I think some of the incumbents are going in the wrong direction, while I am a little envious of some that I think got it 100% right.

In the old days, things were simple and cameras were really dumb, but today cameras are often quite clever, but now hordes of VMS salespeople are now trying to make them dumb again, thereby driving the whole industry backward to the detriment of the end-users. Eventually, though, I think people will wake up and realize what’s going on.

The truth is that you can run a VMS on a $100 hardware platform (excluding storage). Yet,  if you are keeping up on the latest news, it seems that you that you need a $3000 monster PC with a high-end GPU to drive it. In the grand scheme of things (cost of cameras, cabling and VMS licenses) the $2900 dollar difference is peanuts, but it bothers me nonetheless. It bothers me because it suggests a piss-poor use of the available resources.

pi
A $40 VMS capable PC

As I have stated quite a few times, the best way to detect motion is to use a PIR sensor, but if you insist on doing any sort of image analysis the best way to do it is on the camera. The camera has access to the uncompressed frame in it’s most optimal format, and it brings its own CPU resources to the party.  If you move the motion detection to the camera, then your $100 platform will never have to decode a single video frame, and can focus on what the VMS should be doing: reading, storing and relaying data.

In contrast, you can let the camera throw away a whole bunch of information as it compresses the frame. Then send the frame across the network (dropping a few packets for good measure) to a PC that is sweating bullets as it must now decompress each and every frame since MPEG formats are all or (almost) nothing formats, there is no “decode every 4th frame” option here. The decompressed frame now contains compression artifacts which contribute to making accurate analysis difficult. The transmission of the frames across the network can also lead to the frames not arriving at a steady pace, which causes other problems for video analytics engines.

missing_packets
Look at all that motion! Let’s sound the alarm.

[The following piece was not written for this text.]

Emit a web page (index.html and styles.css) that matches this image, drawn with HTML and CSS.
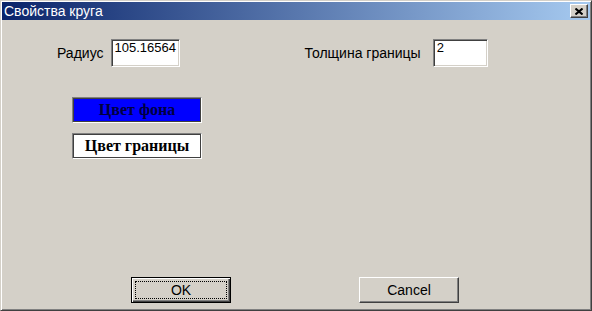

VMS vendors now say they have a “solution” to the PC getting crushed under the insane workload required to do any sort of meaningful video analysis. Move everything to a GPU they say – and it’s kinda true. If you bring up the task manager in windows, your CPU utilization will now be lower, but crank up GPU-z and you (should) see the GPU buckling under the load. One might ask if it would not have been cheaper to get a $350 octa-core Ryzen CPU instead of a $500 GPU

gpu-z-3

Some will say that if the integrator has to spend 2 days setting up the cameras using edge detection, it might be cheaper if they just spring for the super PC and do everything on that. This assumes that the setup can actually be done quicker than when setting it up on a camera. I’d wager that a lot of motion detection systems are not really necessary, and in other cases, the VMS motion detection is simply not as good as the edge-based detection, which in some tragic instances completely invalidate the system and renders it worthless as people and objects magically teleport from one frame to the next.